I'm new to the forum so first I'd like to say hallo and send you all sunny greetings from Germany.
Many of the forum users here seem to be fans of the cast iron frying pan. I've just ordered my first one which should be arriving any day now.
Now here's a question and I'm hoping that someone can say whether this method of seasoning is successful. It is recommended by the manufacturer of the pan. It's best to do this in the garden due to the clouds of smoke, but apparently it works.
1. Clean the pan with laundry detergent briefly and dry well. 2. Turn off smoke alarms in kitchen:) 3. Add oil to the pan, heat until it is hot. 4. Add fresh potato skins that have been mixed with salt. 5. Cook for 20 minutes. 6. Remove skins and slowly add new skins (slowly because you don't the temperature to sink abruptly) 7. Cook another 20 minutes. 8. Repeat step 6. 9. Allow to cool, remove skins and oil. (Remember to turn on the smoke alarm again).
Boiling potato skins in the pan and then seasoning the oiled pan in the oven seems to be a well-known method in the US but I haven't come across any websites yet where the potato skins are heated in oil.
Has anyone had any experience with this method? I'd appreciate any replies
the best things to season a pan with is some darn good greasy bacon..or lard..and once you have that pan well seasoned be careful to not use it for things that will remove the seasoning, like soup and stew and really wet foods.
i keep those types of foods to separate pan uses..i have my well seasoned pans for non stick cooking and have my soup and stew pots separate and reseason them after cleaning them by wiping them down with some fat and warming them over the fire for a few minutes..and allowing to cool then wiping the oil around in them..you'll never really maintain a good seasoning on a pan that get used for watery foods unless you reseason after each use..
Bloom where you are planted.
I received the pan today, cleaned it as described, added oil, fried some sliced potatoes with lots of salt, changed the potatoes after 15 minutes and repeated the whole procedure another 15 minutes. After wiping away all the gunge, the frying pan was ready to use and I made Hungarian pancakes with a minimum amount of oil Nothing stuck, they came out perfect.
The salt turned grey from the coating that the pan comes with and the potato skins/sliced potatoes also helped to get rid of the yukky coating.
I love my new frying pan!
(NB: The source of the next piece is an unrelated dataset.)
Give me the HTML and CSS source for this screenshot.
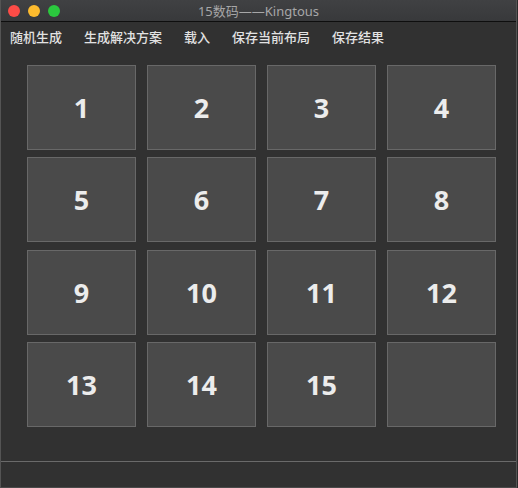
FILE: index.html
```html
<!DOCTYPE html>
<html lang="zh">
<head>
<meta charset="utf-8">
<link rel="stylesheet" href="styles.css">
</head>
<body>
<div class="window">
  <div class="titlebar">
    <div class="lights">
      <span class="light red"></span>
      <span class="light yellow"></span>
      <span class="light green"></span>
    </div>
    <div class="title">15数码——Kingtous</div>
  </div>
  <div class="menubar">
    <span class="menu-item">随机生成</span>
    <span class="menu-item">生成解决方案</span>
    <span class="menu-item">载入</span>
    <span class="menu-item">保存当前布局</span>
    <span class="menu-item">保存结果</span>
  </div>
  <div class="board">
    <div class="tile">1</div>
    <div class="tile">2</div>
    <div class="tile">3</div>
    <div class="tile">4</div>
    <div class="tile">5</div>
    <div class="tile">6</div>
    <div class="tile">7</div>
    <div class="tile">8</div>
    <div class="tile">9</div>
    <div class="tile">10</div>
    <div class="tile">11</div>
    <div class="tile">12</div>
    <div class="tile">13</div>
    <div class="tile">14</div>
    <div class="tile">15</div>
    <div class="tile"></div>
  </div>
  <div class="statusbar"></div>
</div>
</body>
</html>
```
FILE: styles.css
```css
html, body {
  margin: 0;
  padding: 0;
  background: #2b2b2b;
}
body {
  width: 518px;
  height: 488px;
  overflow: hidden;
  font-family: "Noto Sans CJK SC", "Open Sans", sans-serif;
}
.window {
  width: 517px;
  height: 488px;
  box-sizing: border-box;
  border-left: 1px solid #545454;
  border-right: 1px solid #545454;
  border-bottom: 1px solid #4a4a4a;
  background: #313131;
  display: flex;
  flex-direction: column;
}
.titlebar {
  height: 21px;
  flex: none;
  background: linear-gradient(#404143, #38393b);
  border-bottom: 1px solid #0e0e0e;
  display: flex;
  align-items: center;
  position: relative;
}
.lights {
  display: flex;
  gap: 8px;
  padding-left: 7px;
}
.light {
  width: 12px;
  height: 12px;
  border-radius: 50%;
  display: block;
}
.red { background: #fd4c47; }
.yellow { background: #fdbb2e; }
.green { background: #2bc83e; }
.title {
  position: absolute;
  left: 0;
  right: 0;
  top: 0;
  bottom: 0;
  display: flex;
  align-items: center;
  justify-content: center;
  color: #a7a7a8;
  font-size: 13px;
  font-family: "Noto Sans", "Noto Sans CJK SC", sans-serif;
}
.menubar {
  height: 28px;
  flex: none;
  display: flex;
  align-items: center;
  gap: 22px;
  padding-left: 9px;
  color: #e2e2e2;
  font-size: 13px;
  font-weight: 500;
  line-height: 1;
}
.board {
  flex: 1;
  display: grid;
  grid-template-columns: repeat(4, 109px);
  grid-template-rows: repeat(4, 85px);
  column-gap: 11px;
  row-gap: 7.33px;
  padding: 15px 0 0 26px;
}
.tile {
  box-sizing: border-box;
  background: #4a4a4a;
  border: 1px solid #686868;
  display: flex;
  align-items: center;
  justify-content: center;
  color: #ececec;
  font-family: "Open Sans", sans-serif;
  font-weight: 700;
  font-size: 27px;
}
.statusbar {
  height: 25px;
  flex: none;
  border-top: 1px solid #6a6a6a;
}
```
Tomorrow I'm doing the steak "test". I'm using lard from the Hungarian Mangalica pig which is totally delicious
Go on E-bay and look for a cast iron skillet number seven or larger with a smoke ring and slant Erie or Griswold. They are made from the best iron ever known to man .. now used up .. and the pan is light weight and about seventy years old or older .. the walls are thin .. don't buy cracked or warped or rust pitted junk .. look for a good rated seller.
For two people .. I use a number seven .. but I also have a pan so old it does not have a number but a "gate" mark and is about one hundred and fifty years old and 12 inches across. The gate makes it wobble but who cares .. it is a great old pan.
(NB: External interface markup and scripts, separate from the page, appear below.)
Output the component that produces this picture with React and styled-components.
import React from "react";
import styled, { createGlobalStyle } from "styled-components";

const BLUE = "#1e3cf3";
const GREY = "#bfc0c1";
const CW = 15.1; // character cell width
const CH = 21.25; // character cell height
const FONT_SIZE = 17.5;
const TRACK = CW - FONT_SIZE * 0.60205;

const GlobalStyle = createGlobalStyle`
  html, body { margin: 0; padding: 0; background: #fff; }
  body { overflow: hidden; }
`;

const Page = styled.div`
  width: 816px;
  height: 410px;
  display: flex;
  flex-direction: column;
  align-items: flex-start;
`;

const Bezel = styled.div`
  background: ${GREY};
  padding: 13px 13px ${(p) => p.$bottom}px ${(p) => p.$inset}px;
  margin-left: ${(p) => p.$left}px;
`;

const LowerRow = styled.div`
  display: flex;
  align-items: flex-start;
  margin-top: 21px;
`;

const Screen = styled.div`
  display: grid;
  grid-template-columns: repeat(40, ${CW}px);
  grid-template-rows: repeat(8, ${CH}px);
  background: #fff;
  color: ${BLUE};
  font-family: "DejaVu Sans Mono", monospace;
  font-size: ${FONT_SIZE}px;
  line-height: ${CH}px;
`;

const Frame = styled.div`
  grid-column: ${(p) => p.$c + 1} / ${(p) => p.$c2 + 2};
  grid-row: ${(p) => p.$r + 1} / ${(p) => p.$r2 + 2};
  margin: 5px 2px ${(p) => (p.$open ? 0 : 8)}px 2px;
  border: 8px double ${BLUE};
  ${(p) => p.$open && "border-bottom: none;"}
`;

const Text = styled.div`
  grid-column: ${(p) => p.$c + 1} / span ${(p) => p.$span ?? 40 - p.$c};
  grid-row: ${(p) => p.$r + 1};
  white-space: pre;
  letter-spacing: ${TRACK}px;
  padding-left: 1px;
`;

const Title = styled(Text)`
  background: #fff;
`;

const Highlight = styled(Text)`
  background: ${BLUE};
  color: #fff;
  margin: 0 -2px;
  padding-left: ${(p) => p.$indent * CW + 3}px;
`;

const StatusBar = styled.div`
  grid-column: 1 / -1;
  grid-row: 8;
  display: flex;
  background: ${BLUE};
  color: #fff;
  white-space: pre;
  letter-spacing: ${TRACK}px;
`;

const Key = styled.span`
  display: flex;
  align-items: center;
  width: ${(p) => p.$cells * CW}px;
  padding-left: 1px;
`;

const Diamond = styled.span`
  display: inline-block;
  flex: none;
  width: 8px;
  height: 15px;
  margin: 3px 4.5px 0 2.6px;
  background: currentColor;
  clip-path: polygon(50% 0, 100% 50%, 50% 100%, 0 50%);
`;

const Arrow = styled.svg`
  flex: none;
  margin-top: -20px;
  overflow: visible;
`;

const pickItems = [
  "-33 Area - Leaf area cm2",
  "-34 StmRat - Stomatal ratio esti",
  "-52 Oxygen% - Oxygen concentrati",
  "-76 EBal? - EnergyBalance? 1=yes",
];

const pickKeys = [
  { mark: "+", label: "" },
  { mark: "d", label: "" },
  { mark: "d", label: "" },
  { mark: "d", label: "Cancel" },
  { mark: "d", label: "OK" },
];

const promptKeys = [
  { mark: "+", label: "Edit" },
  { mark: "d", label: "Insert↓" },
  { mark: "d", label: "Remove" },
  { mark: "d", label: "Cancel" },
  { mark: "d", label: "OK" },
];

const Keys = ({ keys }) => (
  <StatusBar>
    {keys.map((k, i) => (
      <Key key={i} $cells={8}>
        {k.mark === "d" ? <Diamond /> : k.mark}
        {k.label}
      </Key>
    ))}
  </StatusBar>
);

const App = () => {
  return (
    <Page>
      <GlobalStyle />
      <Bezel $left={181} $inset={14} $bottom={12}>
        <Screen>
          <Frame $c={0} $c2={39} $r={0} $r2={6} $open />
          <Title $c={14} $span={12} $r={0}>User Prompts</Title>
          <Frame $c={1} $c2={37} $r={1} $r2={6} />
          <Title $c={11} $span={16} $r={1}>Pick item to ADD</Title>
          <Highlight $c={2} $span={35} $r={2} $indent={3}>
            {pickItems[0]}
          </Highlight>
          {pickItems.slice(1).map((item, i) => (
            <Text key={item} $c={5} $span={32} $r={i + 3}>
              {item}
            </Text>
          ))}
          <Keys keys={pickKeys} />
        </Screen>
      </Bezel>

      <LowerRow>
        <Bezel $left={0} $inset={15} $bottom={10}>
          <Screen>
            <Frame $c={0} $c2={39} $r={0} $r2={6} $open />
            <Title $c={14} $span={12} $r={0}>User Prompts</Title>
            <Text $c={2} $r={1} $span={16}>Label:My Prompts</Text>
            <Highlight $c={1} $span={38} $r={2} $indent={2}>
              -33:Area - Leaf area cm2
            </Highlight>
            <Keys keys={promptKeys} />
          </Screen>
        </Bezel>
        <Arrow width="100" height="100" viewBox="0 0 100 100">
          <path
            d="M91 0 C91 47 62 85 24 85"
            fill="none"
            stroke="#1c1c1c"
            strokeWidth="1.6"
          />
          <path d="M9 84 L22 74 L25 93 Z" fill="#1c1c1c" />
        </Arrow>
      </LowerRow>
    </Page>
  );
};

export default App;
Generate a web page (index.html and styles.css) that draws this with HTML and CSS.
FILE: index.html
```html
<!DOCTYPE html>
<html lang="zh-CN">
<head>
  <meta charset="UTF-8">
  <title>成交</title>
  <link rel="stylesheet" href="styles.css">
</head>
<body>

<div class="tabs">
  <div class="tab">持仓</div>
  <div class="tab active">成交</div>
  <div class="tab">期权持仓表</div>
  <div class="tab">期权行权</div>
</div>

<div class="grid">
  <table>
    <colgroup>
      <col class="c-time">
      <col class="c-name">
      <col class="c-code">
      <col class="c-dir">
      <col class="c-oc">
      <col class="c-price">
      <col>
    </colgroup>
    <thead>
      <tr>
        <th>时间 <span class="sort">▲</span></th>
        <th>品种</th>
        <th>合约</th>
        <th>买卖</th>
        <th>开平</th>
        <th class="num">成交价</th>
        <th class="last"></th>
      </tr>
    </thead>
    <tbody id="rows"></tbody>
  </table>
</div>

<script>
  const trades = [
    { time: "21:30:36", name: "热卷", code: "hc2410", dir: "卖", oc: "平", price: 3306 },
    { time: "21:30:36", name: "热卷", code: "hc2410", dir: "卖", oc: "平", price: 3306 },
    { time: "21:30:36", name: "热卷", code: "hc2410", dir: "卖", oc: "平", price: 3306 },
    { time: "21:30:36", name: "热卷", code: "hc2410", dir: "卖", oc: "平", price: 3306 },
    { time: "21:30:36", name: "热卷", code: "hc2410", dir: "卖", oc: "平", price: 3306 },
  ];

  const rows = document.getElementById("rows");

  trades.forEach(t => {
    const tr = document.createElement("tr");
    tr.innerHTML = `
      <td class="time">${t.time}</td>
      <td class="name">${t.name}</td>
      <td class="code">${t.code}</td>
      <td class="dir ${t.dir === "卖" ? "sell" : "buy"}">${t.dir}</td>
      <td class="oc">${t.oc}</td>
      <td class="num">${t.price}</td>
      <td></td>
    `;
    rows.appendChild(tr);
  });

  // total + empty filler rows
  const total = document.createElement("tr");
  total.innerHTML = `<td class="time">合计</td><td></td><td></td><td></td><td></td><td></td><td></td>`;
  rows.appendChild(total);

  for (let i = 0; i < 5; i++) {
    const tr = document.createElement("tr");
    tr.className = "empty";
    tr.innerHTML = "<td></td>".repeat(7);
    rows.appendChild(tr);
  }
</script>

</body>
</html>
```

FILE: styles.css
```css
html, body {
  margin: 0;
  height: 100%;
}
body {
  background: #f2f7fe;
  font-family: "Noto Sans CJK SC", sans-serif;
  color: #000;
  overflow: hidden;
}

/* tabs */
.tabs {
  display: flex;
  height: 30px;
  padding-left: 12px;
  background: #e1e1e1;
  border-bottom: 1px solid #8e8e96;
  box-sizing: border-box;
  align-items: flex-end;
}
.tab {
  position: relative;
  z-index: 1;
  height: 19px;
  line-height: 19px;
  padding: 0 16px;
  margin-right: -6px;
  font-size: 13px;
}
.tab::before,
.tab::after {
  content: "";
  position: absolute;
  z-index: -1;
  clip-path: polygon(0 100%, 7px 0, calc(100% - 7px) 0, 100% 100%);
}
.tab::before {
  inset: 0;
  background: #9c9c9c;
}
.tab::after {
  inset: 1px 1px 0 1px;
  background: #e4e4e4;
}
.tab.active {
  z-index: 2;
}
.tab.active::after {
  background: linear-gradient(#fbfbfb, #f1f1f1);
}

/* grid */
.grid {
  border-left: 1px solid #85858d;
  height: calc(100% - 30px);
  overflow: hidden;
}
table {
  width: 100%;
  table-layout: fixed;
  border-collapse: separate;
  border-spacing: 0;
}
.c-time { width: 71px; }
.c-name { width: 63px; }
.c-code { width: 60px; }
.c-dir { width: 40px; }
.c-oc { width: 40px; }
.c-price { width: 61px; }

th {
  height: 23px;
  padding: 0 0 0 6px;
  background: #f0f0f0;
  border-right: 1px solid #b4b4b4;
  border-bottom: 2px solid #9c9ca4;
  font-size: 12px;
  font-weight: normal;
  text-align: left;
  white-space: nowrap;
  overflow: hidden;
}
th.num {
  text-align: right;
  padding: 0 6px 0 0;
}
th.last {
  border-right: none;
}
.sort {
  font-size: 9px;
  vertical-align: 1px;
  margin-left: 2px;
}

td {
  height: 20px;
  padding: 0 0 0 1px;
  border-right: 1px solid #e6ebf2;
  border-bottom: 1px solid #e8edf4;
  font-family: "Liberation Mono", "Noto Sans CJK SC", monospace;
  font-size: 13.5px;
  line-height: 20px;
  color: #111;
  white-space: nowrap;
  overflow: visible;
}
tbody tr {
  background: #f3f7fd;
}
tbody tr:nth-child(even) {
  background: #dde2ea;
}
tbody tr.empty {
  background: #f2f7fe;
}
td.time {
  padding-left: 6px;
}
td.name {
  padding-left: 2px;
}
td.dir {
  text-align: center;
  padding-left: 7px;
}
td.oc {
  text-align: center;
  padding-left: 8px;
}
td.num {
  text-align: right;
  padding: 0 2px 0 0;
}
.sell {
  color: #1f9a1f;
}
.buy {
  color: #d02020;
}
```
These pans bought off the net can be cleaned by the seller or not very bad and I use chili peppers or chili powder with water or oil to season .. It kills critters and so does the heat. Go on YouTube also for good and bad advice on cleaning a pan like in the oven at high temp to make it turn black on the inside bottom.
Once non stick .. never use soap on it again or it will ruin it .. no harsh cleaning but cold water and a plastic scrubber will do wonders.
Fried eggs and hash browns are my favorites in a skillet and unlike some .. I never use pig meat in mine. Tried it and mine started sticking.
Number one tip .. heat slowly for seven minutes and then turn the heat up to cooking range. A cold pan will stick. If you want high immediate heat and a jack rabbit start .. use aluminum .. you already have Alzheimer's.
If you get too far from the stone age .. things go haywire.